* [Recorded information]

---*---

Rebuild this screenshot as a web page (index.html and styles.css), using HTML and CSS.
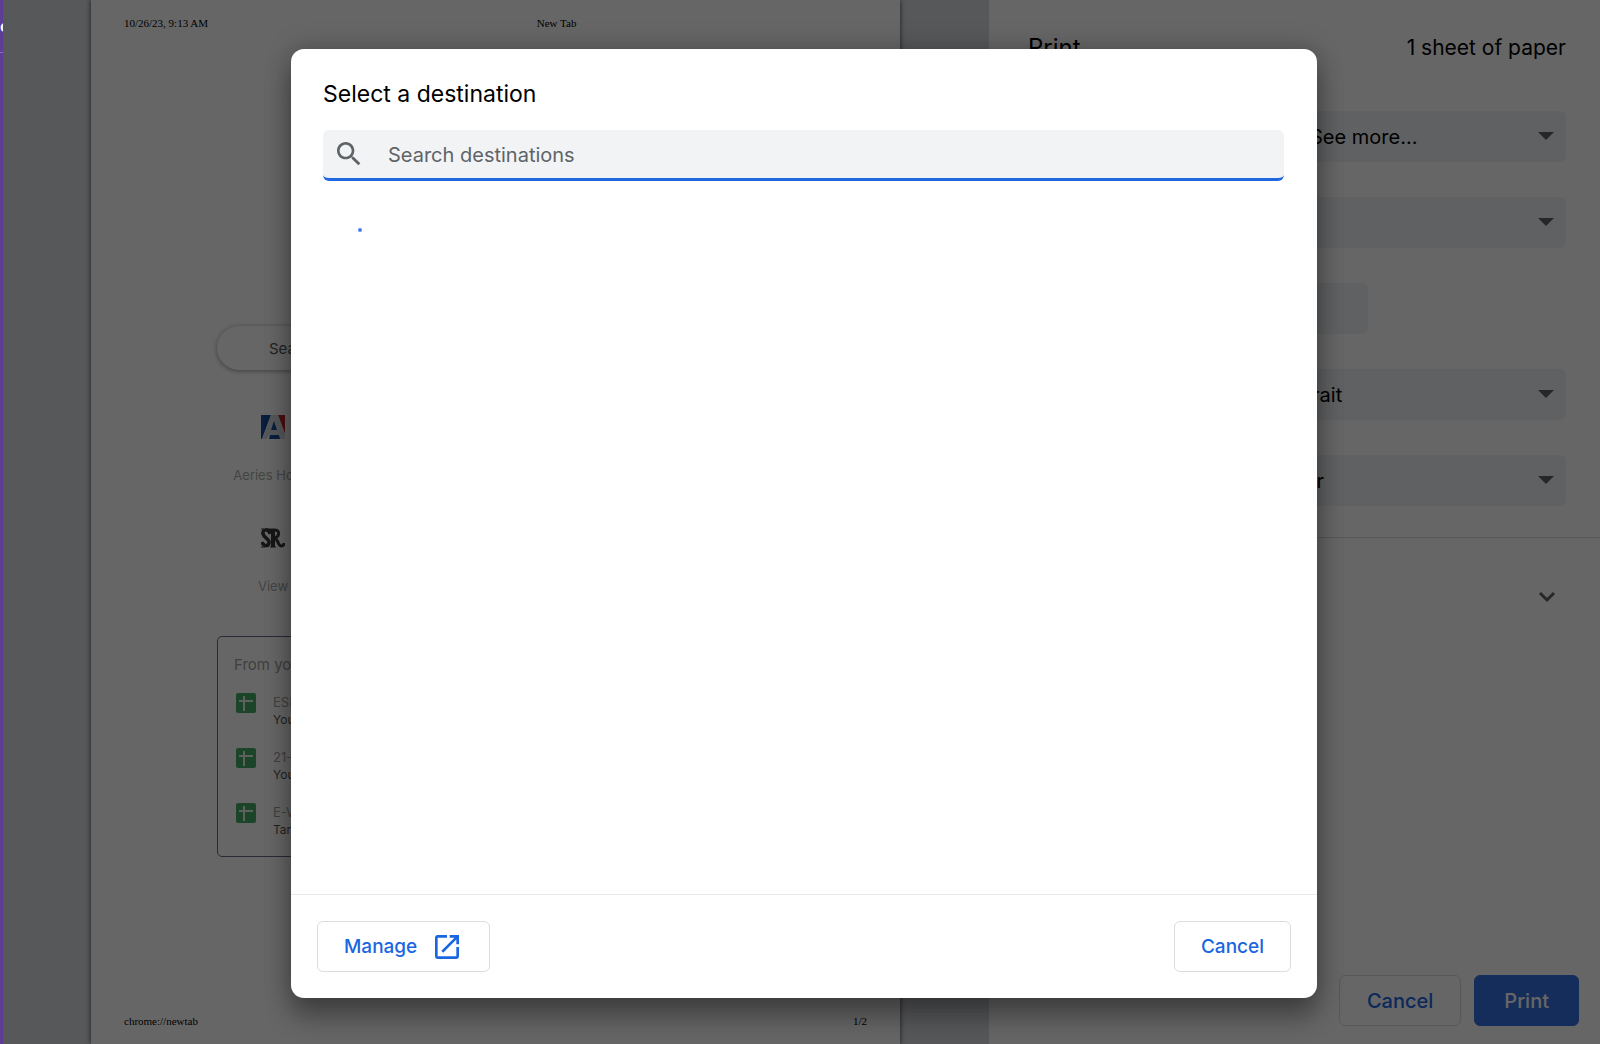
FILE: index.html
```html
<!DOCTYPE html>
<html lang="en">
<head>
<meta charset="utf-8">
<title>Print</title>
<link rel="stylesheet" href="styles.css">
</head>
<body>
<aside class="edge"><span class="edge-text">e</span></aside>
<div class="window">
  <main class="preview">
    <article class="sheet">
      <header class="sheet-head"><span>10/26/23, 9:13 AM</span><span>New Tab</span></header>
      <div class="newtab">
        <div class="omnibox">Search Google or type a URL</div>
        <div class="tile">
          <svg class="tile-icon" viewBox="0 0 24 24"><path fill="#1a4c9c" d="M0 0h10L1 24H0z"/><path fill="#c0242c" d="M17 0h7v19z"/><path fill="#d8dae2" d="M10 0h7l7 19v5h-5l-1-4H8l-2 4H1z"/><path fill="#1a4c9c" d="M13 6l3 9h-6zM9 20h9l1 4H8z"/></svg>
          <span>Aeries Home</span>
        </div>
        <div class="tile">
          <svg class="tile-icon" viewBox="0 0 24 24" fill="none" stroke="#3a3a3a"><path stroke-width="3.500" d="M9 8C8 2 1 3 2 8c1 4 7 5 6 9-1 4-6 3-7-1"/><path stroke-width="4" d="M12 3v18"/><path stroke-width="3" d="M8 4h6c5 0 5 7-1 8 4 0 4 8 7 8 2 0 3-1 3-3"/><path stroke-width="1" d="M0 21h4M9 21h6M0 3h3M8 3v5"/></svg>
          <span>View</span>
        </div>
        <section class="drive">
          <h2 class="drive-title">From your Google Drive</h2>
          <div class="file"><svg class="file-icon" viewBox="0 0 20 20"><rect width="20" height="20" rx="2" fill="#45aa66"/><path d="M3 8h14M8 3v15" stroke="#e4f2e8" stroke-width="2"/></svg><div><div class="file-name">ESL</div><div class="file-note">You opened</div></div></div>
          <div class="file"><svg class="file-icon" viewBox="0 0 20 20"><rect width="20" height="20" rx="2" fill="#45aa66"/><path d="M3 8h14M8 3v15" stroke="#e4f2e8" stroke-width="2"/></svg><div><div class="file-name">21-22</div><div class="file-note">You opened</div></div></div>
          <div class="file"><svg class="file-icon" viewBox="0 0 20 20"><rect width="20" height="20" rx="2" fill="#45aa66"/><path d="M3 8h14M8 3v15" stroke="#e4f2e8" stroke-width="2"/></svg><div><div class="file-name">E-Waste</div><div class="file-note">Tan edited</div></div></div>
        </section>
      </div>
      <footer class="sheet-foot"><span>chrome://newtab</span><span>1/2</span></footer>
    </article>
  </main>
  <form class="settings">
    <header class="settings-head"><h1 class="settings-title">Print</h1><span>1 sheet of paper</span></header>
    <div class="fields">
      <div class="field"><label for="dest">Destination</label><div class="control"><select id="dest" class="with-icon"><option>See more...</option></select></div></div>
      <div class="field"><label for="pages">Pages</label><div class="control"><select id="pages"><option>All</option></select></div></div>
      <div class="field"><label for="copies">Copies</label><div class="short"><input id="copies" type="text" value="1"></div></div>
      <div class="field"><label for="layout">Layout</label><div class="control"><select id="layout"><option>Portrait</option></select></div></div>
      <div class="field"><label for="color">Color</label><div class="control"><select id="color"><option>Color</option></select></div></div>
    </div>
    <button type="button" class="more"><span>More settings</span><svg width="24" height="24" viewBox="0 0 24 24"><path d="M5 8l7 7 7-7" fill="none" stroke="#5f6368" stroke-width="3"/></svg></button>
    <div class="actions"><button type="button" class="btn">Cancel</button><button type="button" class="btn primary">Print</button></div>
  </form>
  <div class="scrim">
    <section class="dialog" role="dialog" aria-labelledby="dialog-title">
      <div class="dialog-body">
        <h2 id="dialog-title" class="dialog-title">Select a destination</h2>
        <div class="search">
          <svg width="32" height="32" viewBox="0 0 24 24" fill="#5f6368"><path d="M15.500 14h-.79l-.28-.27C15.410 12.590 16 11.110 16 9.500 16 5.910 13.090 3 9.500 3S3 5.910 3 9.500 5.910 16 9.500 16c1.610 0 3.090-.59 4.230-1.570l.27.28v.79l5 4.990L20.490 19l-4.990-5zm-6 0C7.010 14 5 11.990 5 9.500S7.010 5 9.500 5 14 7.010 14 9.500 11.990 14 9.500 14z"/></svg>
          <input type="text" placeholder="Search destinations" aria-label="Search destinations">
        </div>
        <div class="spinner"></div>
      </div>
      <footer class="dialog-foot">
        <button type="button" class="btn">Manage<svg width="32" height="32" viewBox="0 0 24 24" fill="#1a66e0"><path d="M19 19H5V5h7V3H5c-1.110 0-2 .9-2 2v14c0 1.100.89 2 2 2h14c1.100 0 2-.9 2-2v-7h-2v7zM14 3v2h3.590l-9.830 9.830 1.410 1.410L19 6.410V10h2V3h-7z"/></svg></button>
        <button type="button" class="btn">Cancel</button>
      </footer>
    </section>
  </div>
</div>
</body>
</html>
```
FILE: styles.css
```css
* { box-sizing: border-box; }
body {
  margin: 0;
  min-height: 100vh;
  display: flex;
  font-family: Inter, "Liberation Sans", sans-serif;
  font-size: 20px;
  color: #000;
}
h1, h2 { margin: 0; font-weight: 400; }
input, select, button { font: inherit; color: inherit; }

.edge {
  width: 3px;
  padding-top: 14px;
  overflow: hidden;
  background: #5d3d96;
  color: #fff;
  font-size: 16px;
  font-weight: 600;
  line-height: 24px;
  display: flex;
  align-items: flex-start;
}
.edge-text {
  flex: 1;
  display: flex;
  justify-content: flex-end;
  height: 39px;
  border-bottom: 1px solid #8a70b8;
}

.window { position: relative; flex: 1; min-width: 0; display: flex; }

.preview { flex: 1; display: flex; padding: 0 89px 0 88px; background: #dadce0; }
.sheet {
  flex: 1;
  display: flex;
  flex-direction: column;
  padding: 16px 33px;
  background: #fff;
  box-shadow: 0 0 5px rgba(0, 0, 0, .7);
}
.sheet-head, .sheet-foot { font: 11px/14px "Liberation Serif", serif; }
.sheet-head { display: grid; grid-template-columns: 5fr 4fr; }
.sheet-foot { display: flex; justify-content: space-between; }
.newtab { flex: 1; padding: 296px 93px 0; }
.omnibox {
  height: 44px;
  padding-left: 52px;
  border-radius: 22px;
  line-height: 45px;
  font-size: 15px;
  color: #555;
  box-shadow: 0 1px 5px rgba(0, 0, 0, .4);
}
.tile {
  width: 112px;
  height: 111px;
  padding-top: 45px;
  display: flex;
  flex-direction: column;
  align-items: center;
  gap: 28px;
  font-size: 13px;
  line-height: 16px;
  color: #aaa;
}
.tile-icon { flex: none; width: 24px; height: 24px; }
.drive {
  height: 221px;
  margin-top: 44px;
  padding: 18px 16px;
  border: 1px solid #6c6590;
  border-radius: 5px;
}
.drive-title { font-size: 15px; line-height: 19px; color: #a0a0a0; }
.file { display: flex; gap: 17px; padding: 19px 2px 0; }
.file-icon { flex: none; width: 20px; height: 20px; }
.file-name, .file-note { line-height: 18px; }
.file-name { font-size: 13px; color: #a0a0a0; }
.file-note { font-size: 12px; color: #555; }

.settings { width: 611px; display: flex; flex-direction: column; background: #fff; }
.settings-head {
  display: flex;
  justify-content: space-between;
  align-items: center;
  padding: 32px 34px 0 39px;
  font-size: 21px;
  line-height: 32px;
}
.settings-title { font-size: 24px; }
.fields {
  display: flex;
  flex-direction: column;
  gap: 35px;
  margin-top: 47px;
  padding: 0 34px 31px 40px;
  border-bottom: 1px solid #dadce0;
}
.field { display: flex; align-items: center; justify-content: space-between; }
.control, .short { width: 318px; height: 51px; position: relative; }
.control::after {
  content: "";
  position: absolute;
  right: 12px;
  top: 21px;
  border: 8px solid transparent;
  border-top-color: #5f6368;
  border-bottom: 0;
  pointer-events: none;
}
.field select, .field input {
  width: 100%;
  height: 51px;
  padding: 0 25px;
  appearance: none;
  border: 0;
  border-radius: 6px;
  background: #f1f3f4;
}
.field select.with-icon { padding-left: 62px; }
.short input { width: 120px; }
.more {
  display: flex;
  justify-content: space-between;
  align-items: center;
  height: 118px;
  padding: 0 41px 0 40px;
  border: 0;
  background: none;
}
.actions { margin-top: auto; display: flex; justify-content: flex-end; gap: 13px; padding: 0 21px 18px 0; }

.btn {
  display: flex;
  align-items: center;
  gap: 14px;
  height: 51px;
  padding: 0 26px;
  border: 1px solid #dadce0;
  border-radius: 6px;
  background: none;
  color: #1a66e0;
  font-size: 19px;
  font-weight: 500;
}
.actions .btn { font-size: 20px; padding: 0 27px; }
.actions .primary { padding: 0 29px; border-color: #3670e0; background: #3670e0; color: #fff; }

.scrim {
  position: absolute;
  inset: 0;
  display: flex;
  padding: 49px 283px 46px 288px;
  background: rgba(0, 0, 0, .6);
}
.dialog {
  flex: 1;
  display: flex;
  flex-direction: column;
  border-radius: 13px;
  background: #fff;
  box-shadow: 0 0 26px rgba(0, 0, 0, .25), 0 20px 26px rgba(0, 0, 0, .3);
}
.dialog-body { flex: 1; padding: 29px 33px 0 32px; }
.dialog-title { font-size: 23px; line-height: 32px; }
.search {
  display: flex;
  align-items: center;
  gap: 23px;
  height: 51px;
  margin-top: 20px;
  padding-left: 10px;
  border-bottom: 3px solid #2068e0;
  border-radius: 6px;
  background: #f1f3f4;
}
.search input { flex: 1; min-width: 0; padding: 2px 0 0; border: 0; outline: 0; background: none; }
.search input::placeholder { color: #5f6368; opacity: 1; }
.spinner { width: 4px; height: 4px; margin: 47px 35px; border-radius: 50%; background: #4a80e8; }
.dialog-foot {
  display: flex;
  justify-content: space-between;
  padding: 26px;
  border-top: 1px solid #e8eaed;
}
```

---*---

* [What the exercise asks] Find the word "index" and list each line it appears in.

* [The response]
Rebuild this screenshot as a web page (index.html and styles.css), using HTML and CSS.
FILE: index.html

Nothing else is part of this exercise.